Goal of the exercise ::
Repeat everything from the first line of the listing below through the line that contains "const appIds = ['Blog", exactly. Leave out pictures.

Material ::
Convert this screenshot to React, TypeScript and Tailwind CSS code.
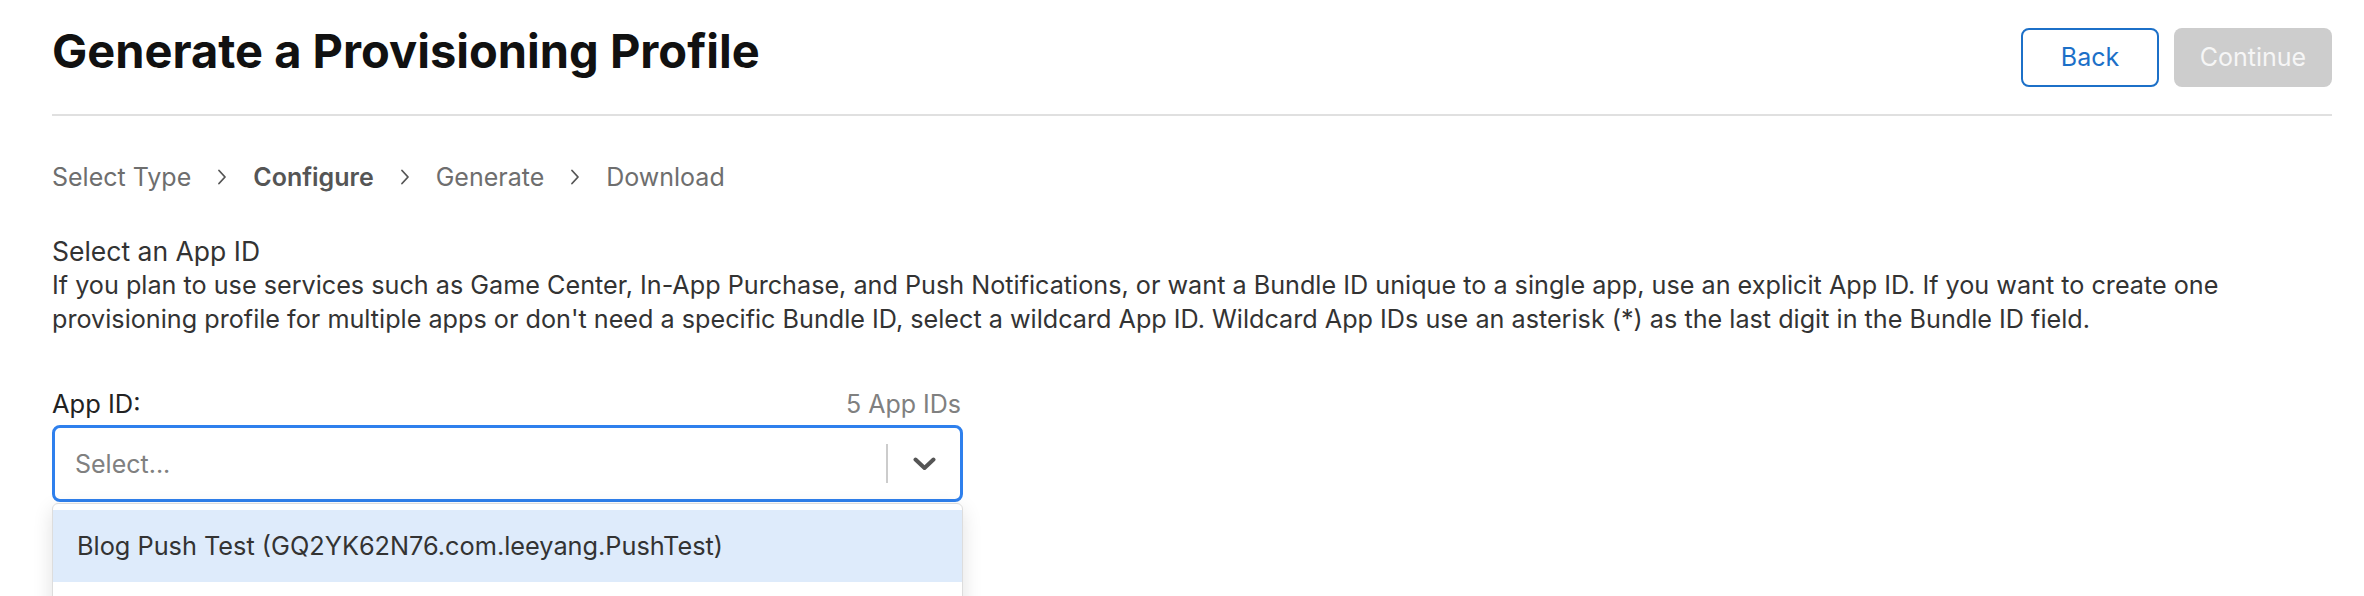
const steps = [
  { label: 'Select Type', active: false },
  { label: 'Configure', active: true },
  { label: 'Generate', active: false },
  { label: 'Download', active: false },
]

const appIds = ['Blog Push Test (GQ2YK62N76.com.leeyang.PushTest)']

function StepArrow() {
  return (
    <svg width="10" height="16" viewBox="0 0 10 16" fill="none" className="shrink-0">
      <path d="M2 1.5 L8 8 L2 14.5" stroke="#555" strokeWidth="1.8" strokeLinecap="round" strokeLinejoin="round" />
    </svg>
  )
}

function SelectChevron() {
  return (
    <svg width="23" height="14" viewBox="0 0 23 14" fill="none">
      <path d="M2.5 2.5 L11.5 11 L20.5 2.5" stroke="#555" strokeWidth="4" strokeLinecap="round" strokeLinejoin="round" />
    </svg>
  )
}

export default function App() {
  return (
    <div className="min-h-screen bg-white pl-[52px] pr-[32px] font-['Inter','Liberation_Sans',sans-serif] text-[#333]">
      {/* header */}
      <div className="flex h-[116px] items-start justify-between border-b-2 border-[#e0e0e0]">
        <h1 className="pt-[27px] text-[47px] font-bold leading-none text-[#111]">
          Generate a Provisioning Profile
        </h1>
        <div className="mt-[28px] flex gap-[15px]">
          <button className="h-[59px] w-[138px] rounded-[8px] border-2 border-[#1c70c8] text-[25px] text-[#1c70c8]">
            Back
          </button>
          <button disabled className="h-[59px] w-[158px] rounded-[8px] bg-[#cdcdcd] text-[25px] text-[#f6f6f6]">
            Continue
          </button>
        </div>
      </div>

      {/* steps */}
      <div className="mt-[45px] flex items-center gap-[26px] text-[25px] leading-[32px]">
        {steps.map((step, i) => (
          <div key={step.label} className="flex items-center gap-[26px]">
            {i > 0 && <StepArrow />}
            <span className={step.active ? 'font-semibold text-[#555]' : 'text-[#6e6e6e]'}>{step.label}</span>
          </div>
        ))}
      </div>

      {/* description */}
      <div className="mt-[41px] text-[25.2px] leading-[34px] text-[#333]">
        <p className="text-[26.5px]">Select an App ID</p>
        <p>
          If you plan to use services such as Game Center, In-App Purchase, and Push Notifications, or want a Bundle ID
          unique to a single app, use an explicit App ID. If you want to create one provisioning profile for multiple
          apps or don't need a specific Bundle ID, select a wildcard App ID. Wildcard App IDs use an asterisk (*) as the
          last digit in the Bundle ID field.
        </p>
      </div>

      {/* select */}
      <div className="mt-[51px] w-[911px]">
        <div className="flex items-end justify-between leading-[34px]">
          <span className="text-[25.5px] text-[#222]">App ID:</span>
          <span className="pr-[2px] text-[25px] text-[#808080]">5 App IDs</span>
        </div>
        <div className="relative mt-[4px]">
          <div className="flex h-[77px] items-center rounded-[8px] border-[3px] border-[#2f80ed] bg-white">
            <span className="flex-1 pl-[20px] pt-[2px] text-[25px] text-[#808080]">Select...</span>
            <span className="h-[39px] w-[2px] bg-[#cccccc]" />
            <span className="flex w-[72px] items-center justify-center">
              <SelectChevron />
            </span>
          </div>
          <div className="absolute left-0 right-0 top-full mt-[1px] rounded-[6px] border border-[#dddddd] bg-white pt-[6px] shadow-[0_6px_20px_rgba(0,0,0,0.12)]">
            {appIds.map((id, i) => (
              <div
                key={id}
                className={`flex h-[72px] items-center pl-[24px] text-[25.3px] text-[#333] ${i === 0 ? 'bg-[#deebfb]' : ''}`}
              >
                {id}
              </div>
            ))}
            <div className="h-[72px]" />
          </div>
        </div>
      </div>
    </div>
  )
}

Written reply ::
Convert this screenshot to React, TypeScript and Tailwind CSS code.
const steps = [
  { label: 'Select Type', active: false },
  { label: 'Configure', active: true },
  { label: 'Generate', active: false },
  { label: 'Download', active: false },
]

const appIds = ['Blog Push Test (GQ2YK62N76.com.leeyang.PushTest)']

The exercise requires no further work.